Я очень хорошо помню: когда настало время перестройки и стали показывать наши разрушающиеся храмы, сколько было стенаний после этих документальных фильмов. Сейчас мы показали, как люди восстановили храм в условиях войны, и это вызывает бесовскую реакцию. Это поразительно! Что-то не так «в Датском королевстве». А для меня это важно, и все. Я непоколебим, потому что крестился я тогда, когда нельзя было это делать – 30 лет тому назад. Слава Богу, я пережил разные времена. Но даже, получается, не хватает и этого милосердия. А что же нужно? Я понимаю, что нужно этой либеральной мысли: хорошо было бы, если бы у священника был какой-то порок, если бы он был пьяницей, а еще лучше, если он окажется педофилом. Вот тут бы проснулся живой-преживой интерес, о-го-го какой! Как это печально…
– Скажите, как вы искали актера на главную роль?
– Это было сложно. У нас были долгие пробы. Сергей Маковецкий – мой любимый актер, но по сценарию священник был постарше, более пожилой. Но моя жена Татьяна убеждала меня, чтобы я взял Сергея. В конце концов мы попробовали Сережу, и, слава Богу, все получилось. Тем более что уже была выбрана на главную женскую роль Нина Усатова. Она была сразу безусловным кандидатом и для меня, и для Сегеня. Странным образом мы начали с матушки. Хотя чего тут странного? Матушка – это такой мостик между несколько отдаленным от паствы священником и паствой. Священник хоть и является центром приходской жизни, все равно отдельный человек. Сколько я ни встречал священников, они абсолютно другие, чем остальные люди. Разных встречал, даже не очень красноречивых, слабых, но в вопросах веры они абсолютно другие. И это особенно заметно по глазам.

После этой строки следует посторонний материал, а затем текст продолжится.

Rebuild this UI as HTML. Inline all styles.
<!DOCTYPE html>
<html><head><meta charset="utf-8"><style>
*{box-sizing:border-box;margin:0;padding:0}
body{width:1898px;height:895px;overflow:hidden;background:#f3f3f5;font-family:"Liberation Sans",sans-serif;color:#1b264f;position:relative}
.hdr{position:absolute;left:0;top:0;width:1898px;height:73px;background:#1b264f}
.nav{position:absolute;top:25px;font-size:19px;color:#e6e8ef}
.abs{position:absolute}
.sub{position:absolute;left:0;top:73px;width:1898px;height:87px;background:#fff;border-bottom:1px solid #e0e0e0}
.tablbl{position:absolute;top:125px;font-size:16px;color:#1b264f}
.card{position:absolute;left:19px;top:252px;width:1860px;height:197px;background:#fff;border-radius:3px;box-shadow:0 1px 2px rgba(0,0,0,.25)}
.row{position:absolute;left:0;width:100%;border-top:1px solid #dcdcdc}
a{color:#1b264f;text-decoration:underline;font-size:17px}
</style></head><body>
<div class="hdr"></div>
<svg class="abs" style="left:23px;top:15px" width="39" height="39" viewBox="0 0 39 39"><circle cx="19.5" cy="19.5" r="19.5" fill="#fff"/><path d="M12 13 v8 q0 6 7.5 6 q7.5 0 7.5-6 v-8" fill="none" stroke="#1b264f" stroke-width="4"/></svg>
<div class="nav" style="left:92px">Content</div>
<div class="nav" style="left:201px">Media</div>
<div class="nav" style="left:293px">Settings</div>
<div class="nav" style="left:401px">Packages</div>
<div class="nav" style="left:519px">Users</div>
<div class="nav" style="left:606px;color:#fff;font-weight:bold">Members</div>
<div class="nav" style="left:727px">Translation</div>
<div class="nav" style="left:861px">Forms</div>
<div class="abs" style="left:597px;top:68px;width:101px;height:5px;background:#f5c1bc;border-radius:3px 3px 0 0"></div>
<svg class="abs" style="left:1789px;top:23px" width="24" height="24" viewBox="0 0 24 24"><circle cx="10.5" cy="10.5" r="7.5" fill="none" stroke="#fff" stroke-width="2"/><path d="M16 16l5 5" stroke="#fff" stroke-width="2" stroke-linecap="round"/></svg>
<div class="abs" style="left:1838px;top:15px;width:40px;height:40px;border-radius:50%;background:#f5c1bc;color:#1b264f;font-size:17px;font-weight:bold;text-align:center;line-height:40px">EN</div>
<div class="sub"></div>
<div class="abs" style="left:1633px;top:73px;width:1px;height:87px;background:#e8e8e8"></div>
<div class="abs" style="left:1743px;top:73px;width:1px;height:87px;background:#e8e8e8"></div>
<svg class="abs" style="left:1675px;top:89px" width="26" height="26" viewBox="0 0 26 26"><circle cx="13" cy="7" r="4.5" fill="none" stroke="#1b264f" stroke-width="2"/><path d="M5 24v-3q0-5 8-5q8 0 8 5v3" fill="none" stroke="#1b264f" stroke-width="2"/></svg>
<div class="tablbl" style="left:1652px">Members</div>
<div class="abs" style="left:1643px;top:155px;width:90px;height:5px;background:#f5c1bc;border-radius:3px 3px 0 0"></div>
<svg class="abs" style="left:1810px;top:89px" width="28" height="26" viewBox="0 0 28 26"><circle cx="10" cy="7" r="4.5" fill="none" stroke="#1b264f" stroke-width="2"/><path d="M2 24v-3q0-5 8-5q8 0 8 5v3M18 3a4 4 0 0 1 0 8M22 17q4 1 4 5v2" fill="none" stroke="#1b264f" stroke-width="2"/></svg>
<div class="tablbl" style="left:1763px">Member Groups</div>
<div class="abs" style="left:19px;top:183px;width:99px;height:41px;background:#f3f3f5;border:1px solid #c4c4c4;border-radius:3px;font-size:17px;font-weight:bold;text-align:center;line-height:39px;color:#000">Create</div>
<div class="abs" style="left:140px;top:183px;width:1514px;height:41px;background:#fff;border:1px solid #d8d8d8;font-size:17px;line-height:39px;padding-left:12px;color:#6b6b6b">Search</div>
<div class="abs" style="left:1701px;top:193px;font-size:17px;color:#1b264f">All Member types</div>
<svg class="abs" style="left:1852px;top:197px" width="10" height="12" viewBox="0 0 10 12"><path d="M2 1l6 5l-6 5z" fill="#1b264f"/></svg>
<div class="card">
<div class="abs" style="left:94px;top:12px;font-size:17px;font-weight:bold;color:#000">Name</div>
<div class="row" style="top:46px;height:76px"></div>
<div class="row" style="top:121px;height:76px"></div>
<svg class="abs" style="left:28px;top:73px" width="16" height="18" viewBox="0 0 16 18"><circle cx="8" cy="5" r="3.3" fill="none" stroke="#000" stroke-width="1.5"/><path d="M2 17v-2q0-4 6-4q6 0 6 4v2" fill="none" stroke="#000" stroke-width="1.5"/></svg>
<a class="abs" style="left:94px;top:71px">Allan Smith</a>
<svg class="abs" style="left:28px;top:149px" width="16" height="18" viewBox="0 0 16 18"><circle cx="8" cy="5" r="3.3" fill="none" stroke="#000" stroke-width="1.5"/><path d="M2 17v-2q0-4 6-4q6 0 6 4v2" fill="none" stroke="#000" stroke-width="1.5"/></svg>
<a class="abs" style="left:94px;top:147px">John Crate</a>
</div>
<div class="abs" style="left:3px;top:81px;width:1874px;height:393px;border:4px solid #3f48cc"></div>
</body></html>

Я опасался, что Нина Усатова с Сережей Маковецким, выражаясь киношным языком, «не смонтируются в кадре». Оказалось, что мои опасения были абсолютно напрасны, и получилась совершенно замечательная пара.

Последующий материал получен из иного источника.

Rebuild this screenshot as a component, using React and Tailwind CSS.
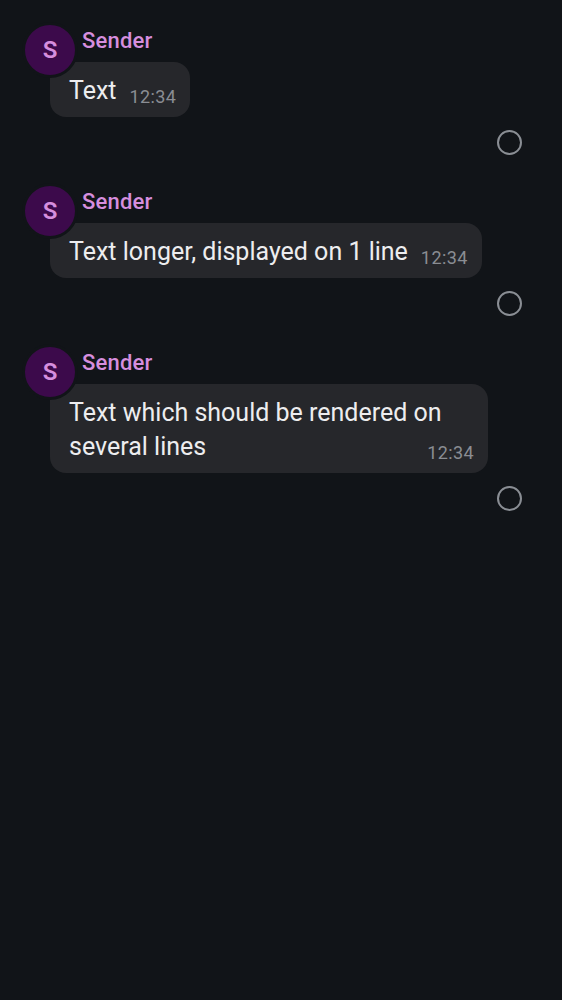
import React from 'react';

const messages = [
    { id: 1, sender: 'Sender', text: 'Text', time: '12:34' },
    { id: 2, sender: 'Sender', text: 'Text longer, displayed on 1 line', time: '12:34' },
    { id: 3, sender: 'Sender', text: 'Text which should be rendered on several lines', time: '12:34' },
];

function Message({ message }) {
    return (
        <div className="relative pl-[50px]">
            {/* Avatar */}
            <div className="absolute left-[22px] top-[-3px] z-10 w-[56px] h-[56px] rounded-full border-[3px] border-[#111418] bg-[#3c0a4b] flex items-center justify-center">
                <span className="text-[24px] font-semibold leading-none text-[#d68ede]">S</span>
            </div>

            {/* Sender */}
            <div className="h-[37px] pl-[32px] text-[22px] font-medium leading-[31px] tracking-[0.2px] text-[#d68ede]">
                {message.sender}
            </div>

            {/* Bubble */}
            <div className="w-fit max-w-[438px] rounded-[16px] bg-[#26272b] pl-[19px] pr-[14px] pt-[12px] pb-[9px]">
                <p className="text-[25px] leading-[34px] text-[#ededef]">
                    {message.text}
                    <span className="float-right ml-[13px] mt-[9px] text-[18px] leading-[27px] tracking-[0.4px] text-[#8a8d93]">
                        {message.time}
                    </span>
                </p>
            </div>

            {/* Select circle */}
            <div className="flex justify-end pr-[40px] pt-[13px] pb-[31px]">
                <div className="w-[25px] h-[25px] rounded-full border-2 border-[#8a8e94]"></div>
            </div>
        </div>
    );
}

export default function App() {
    return (
        <main className="min-h-screen bg-[#111418] pt-[25px] font-['Roboto',sans-serif]">
            {messages.map((m) => (
                <Message key={m.id} message={m} />
            ))}
        </main>
    );
}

– Вас не смущало, что примерно в то же время Сергей Маковецкий играл абсолютно противоположного персонажа в фильме «Чудо»?
– Там тоже не совсем простая роль. Я внимательно смотрел картину А. Прошкина и работу Маковецкого в ней. Он там не простой уполномоченный. И хотя в фильме это и не показано, но, может быть, он, этот уполномоченный, в отличие от всех остальных, и пришел потом к Богу. Уполномоченный ведь только исполнял свою непростую службу, исполнял мастерски свой долг. Может, он такой Савл своеобразный. Не исключаю, что я что-то себе выдумал, но сути это не меняет. Сережа играл характер намного сложнее, чем рядового уполномоченного-искусителя.
– Вам в жизни много встречалось таких священников, как главный герой вашего фильма?
– Их много, наверное, не может быть, но встречать приходилось. Я не хочу их поименно называть. Я встречал разных священников. Но я стараюсь, пусть и не всегда получается, придерживаться правила, взятого после того, как крестился: не осуждать священника, каким бы он ни был. Все 30 лет я старался этому следовать. Еще раз подчеркну: не всегда это получается, иногда испытываешь искушения и раздражение. Но в любом случае, это полезно для меня, потому что всякий раз получалось разглядеть священника. Всякий раз мне удавалось различать то, что позволяло считать этого человека настоящим священником. И меня радует, что я видел очень разных священников: и резких в суждениях, и чуть ли не погоняющих бабок крестом, по-разному общающихся с паствой, косноязычных, ярких, но за этим такая жизнь! У нас консультантом картины был игумен Кирилл (Коровин), настоятель храма Святой Троицы в Листах. Вот он очень яркий человек. И смиренный.